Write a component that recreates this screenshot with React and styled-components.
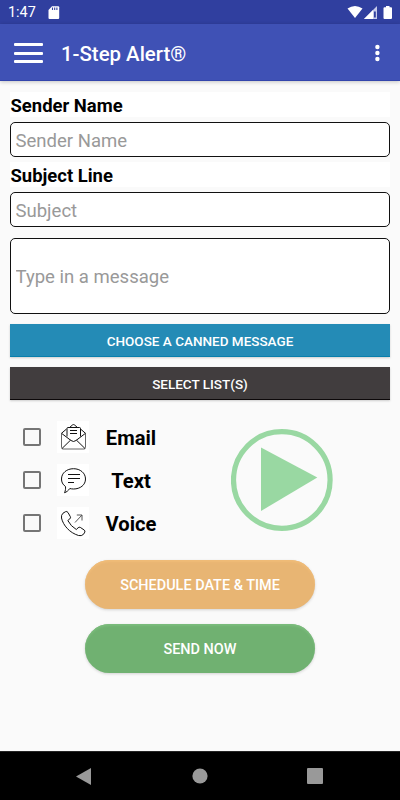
import styled, { createGlobalStyle } from 'styled-components';

const GlobalStyle = createGlobalStyle`
  * {
    box-sizing: border-box;
  }

  body {
    margin: 0;
    background: #fafafa;
    font-family: Roboto, sans-serif;
  }

  button,
  input {
    font-family: inherit;
  }
`;

const Screen = styled.div`
  width: 400px;
  height: 800px;
  display: flex;
  flex-direction: column;
  background: #fafafa;
  overflow: hidden;
`;

const StatusBar = styled.div`
  height: 24px;
  flex-shrink: 0;
  display: flex;
  align-items: center;
  padding: 1px 7px 0 8px;
  background: #303f9f;
  color: #fff;
`;

const Clock = styled.span`
  width: 40px;
  font-size: 14.4px;
  line-height: 24px;
  padding-top: 1px;
`;

const StatusIcons = styled.div`
  margin-left: auto;
  display: flex;
  height: 14px;
`;

const AppBar = styled.header`
  height: 57px;
  flex-shrink: 0;
  display: flex;
  align-items: center;
  padding: 2px 20px 0 14px;
  background: #3f51b5;
  border-bottom: 1px solid #3345ac;
  box-shadow: 0 1px 4px rgba(0, 0, 0, 0.22);
  color: #fff;
`;

const MenuButton = styled.div`
  width: 29px;
  height: 20px;
  margin-right: 18px;
  display: flex;
  flex-direction: column;
  justify-content: space-between;

  & > span {
    height: 3px;
    border-radius: 1px;
    background: #fff;
  }
`;

const Title = styled.h1`
  margin: 0;
  padding-top: 2px;
  flex: 1;
  font-size: 20.4px;
  font-weight: 500;
  line-height: 24px;
`;

const Main = styled.main`
  flex: 1;
  display: flex;
  flex-direction: column;
  padding: 11px 10px 0;
`;

const Label = styled.label`
  height: 25px;
  margin-bottom: 5px;
  padding-left: 0.5px;
  background: #fff;
  color: #000;
  font-size: 18.45px;
  font-weight: 700;
  line-height: 28px;
`;

const Field = styled.input`
  height: ${(props) => props.$height || 35}px;
  margin: 0 0 ${(props) => props.$gap}px;
  padding: 2px 4.5px 0;
  border: 1px solid #111;
  border-radius: 5px;
  background: #fff;
  font-size: 18.55px;
  outline: none;

  &::placeholder {
    color: #999;
    opacity: 1;
  }
`;

const BarButton = styled.button`
  height: 33px;
  margin: 0 0 10px;
  padding: 1px 0 0;
  border: 0;
  background: ${(props) => props.$color};
  box-shadow: 0 1px 2px rgba(0, 0, 0, 0.18), inset 0 -1px 0 ${(props) => props.$edge};
  color: #fff;
  font-size: 13.5px;
  font-weight: 500;
`;

const Channels = styled.div`
  display: flex;
  margin-top: 11px;
  padding-left: 13px;
`;

const ChannelList = styled.div`
  width: 208px;
  display: flex;
  flex-direction: column;
  gap: 11px;
`;

const Channel = styled.div`
  height: 32px;
  display: flex;
  align-items: center;
`;

const Checkbox = styled.span`
  width: 18px;
  height: 18px;
  border: 2px solid #757575;
  border-radius: 2px;
`;

const IconTile = styled.span`
  width: 32px;
  height: 32px;
  margin-left: 16px;
  display: flex;
  background: #fff;
`;

const ChannelName = styled.span`
  width: 84px;
  padding-top: 2px;
  text-align: center;
  color: #000;
  font-size: 20.2px;
  font-weight: 700;
  line-height: 24px;
`;

const PlayIcon = styled.svg`
  width: 102px;
  height: 102px;
  margin-top: 8px;
`;

const Actions = styled.div`
  display: flex;
  flex-direction: column;
  align-items: center;
  gap: 15px;
  margin-top: 21px;
`;

const PillButton = styled.button`
  width: 230px;
  height: 49px;
  padding: 1px 0 0;
  border: 0;
  border-radius: 25px;
  background: ${(props) => props.$color};
  box-shadow: 0 1px 3px rgba(0, 0, 0, 0.16), inset 0 2px 2px ${(props) => props.$edge};
  color: #fff;
  font-size: 14.45px;
  font-weight: 500;
`;

const NavBar = styled.nav`
  height: 49px;
  flex-shrink: 0;
  display: flex;
  justify-content: space-between;
  align-items: center;
  padding: 0 77px 0 76px;
  background: #000;
  border-top: 1px solid #252525;
`;

const SdCard = () => (
  <svg width="12" height="14" viewBox="0 0 12 14">
    <path d="M4 .3h6.200q1 0 1 1v10.800q0 1-1 1H1.500q-1 0-1-1V4z" fill="#fff" />
    <path d="M4.500 1.500v2.500M6.700 1.500v2.500M8.900 1.500v2.500" stroke="#303f9f" strokeWidth="1.100" />
  </svg>
);

const EmailIcon = () => (
  <svg width="32" height="32" viewBox="0 0 32 32" fill="none" stroke="#111" strokeLinejoin="round">
    <path d="M4.500 12.500v14q0 1.500 1.500 1.500h21q1.500 0 1.500-1.500v-14" stroke="#666" />
    <path d="M9.500 8l-5 4.300 9.500 7.200q2.500 2 5 0l9.500-7.200-5-4.300M12.500 6.500l3.200-2.700q.8-.5 1.600 0l3.200 2.700M5 27.500l8.500-8.300M28 27.500l-8.500-8.300" />
    <path d="M10 15.500v-8q0-1 1-1h11.500q1 0 1 1v8" />
    <path d="M13 9.500h7M13 12.500h7" />
  </svg>
);

const TextIcon = () => (
  <svg width="32" height="32" viewBox="0 0 32 32" fill="none" stroke="#111" strokeLinejoin="round">
    <path d="M8.500 22.500C5.500 20.500 4.500 17.800 4.500 15 4.500 9 9.800 4.700 16.500 4.700S28.500 9 28.500 15s-5.300 10-12 10c-1.400 0-2.500-.2-3.700-.5-1.400 2-3.200 3.600-5.300 4.200 1-2 1.200-4 1-6.200z" />
    <path d="M11 10.500h12M11 14.500h12M11 18.500h6" />
  </svg>
);

const VoiceIcon = () => (
  <svg width="32" height="32" viewBox="0 0 32 32" fill="none" stroke="#111" strokeLinejoin="round">
    <path d="M10.800 13.500l2-1.600q1.200-1 .5-2.300L11 5.500q-1-1.500-2.500-.8L6 6.200Q4 8 4.500 11c1.700 7.500 8.200 14.800 17 17.500q3 .8 5-1.200l1.300-2.200q.5-1.200-.5-2l-4-2.700q-1.200-.6-2.200.4L19.300 22.500" />
    <path d="M10.800 13.500q3 5.800 8.500 9" />
    <path d="M18 15.500L25 8M19.800 8H25v5.500" stroke="#555" />
  </svg>
);

const channels = [
  { name: 'Email', icon: <EmailIcon /> },
  { name: 'Text', icon: <TextIcon /> },
  { name: 'Voice', icon: <VoiceIcon /> },
];

export default function App() {
  return (
    <>
      <GlobalStyle />
      <Screen>
        <StatusBar>
          <Clock>1:47</Clock>
          <SdCard />
          <StatusIcons>
            <svg width="46" height="14" viewBox="0 0 46 14">
              <path d="M.5 2.500Q8-2.500 15.500 2.500L8 12z" fill="#fff" />
              <path d="M17 13L30 0v13z" fill="#c5caea" />
              <path d="M17 13l9-9v9z" fill="#fff" />
              <path d="M27 5.500h1.800v6H27z" fill="#303f9f" />
              <path d="M39 0h3.500v1.300H44q1 0 1 1V12q0 1-1 1h-6.500q-1 0-1-1V2.300q0-1 1-1H39z" fill="#fff" />
            </svg>
          </StatusIcons>
        </StatusBar>
        <AppBar>
          <MenuButton>
            <span />
            <span />
            <span />
          </MenuButton>
          <Title>1-Step Alert®</Title>
          <svg width="5" height="18" viewBox="0 0 5 18" fill="#fff">
            <circle cx="2.400" cy="3" r="2.200" />
            <circle cx="2.400" cy="9" r="2.200" />
            <circle cx="2.400" cy="15" r="2.200" />
          </svg>
        </AppBar>
        <Main>
          <Label htmlFor="sender">Sender Name</Label>
          <Field id="sender" placeholder="Sender Name" $gap={5} />
          <Label htmlFor="subject">Subject Line</Label>
          <Field id="subject" placeholder="Subject" $gap={11} />
          <Field placeholder="Type in a message" $height={76} $gap={10} />
          <BarButton $color="#248bb6" $edge="#087fac">CHOOSE A CANNED MESSAGE</BarButton>
          <BarButton $color="#413d3e" $edge="#0c0809">SELECT LIST(S)</BarButton>
          <Channels>
            <ChannelList>
              {channels.map(({ name, icon }) => (
                <Channel key={name}>
                  <Checkbox />
                  <IconTile>{icon}</IconTile>
                  <ChannelName>{name}</ChannelName>
                </Channel>
              ))}
            </ChannelList>
            <PlayIcon viewBox="0 0 102 102">
              <circle cx="50.800" cy="51" r="48.300" fill="none" stroke="#99d8a2" strokeWidth="5.200" />
              <path d="M30 18.500L86.300 48.500 30 82z" fill="#99d8a2" />
            </PlayIcon>
          </Channels>
          <Actions>
            <PillButton $color="#e8b573" $edge="#f0bc78">SCHEDULE DATE &amp; TIME</PillButton>
            <PillButton $color="#70b171" $edge="#7bbc7c">SEND NOW</PillButton>
          </Actions>
        </Main>
        <NavBar>
          <svg width="15" height="17" viewBox="0 0 15 17">
            <path d="M0 8.500L15 0v17z" fill="#999" />
          </svg>
          <svg width="17" height="16" viewBox="0 0 17 16">
            <circle cx="9" cy="8" r="7.600" fill="#999" />
          </svg>
          <svg width="16" height="16" viewBox="0 0 16 16">
            <rect width="16" height="16" rx="1" fill="#999" />
          </svg>
        </NavBar>
      </Screen>
    </>
  );
}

========

## Task brief
Check each line above for the string "components", then copy the ones that have it.

## Finished answer
Write a component that recreates this screenshot with React and styled-components.
import styled, { createGlobalStyle } from 'styled-components';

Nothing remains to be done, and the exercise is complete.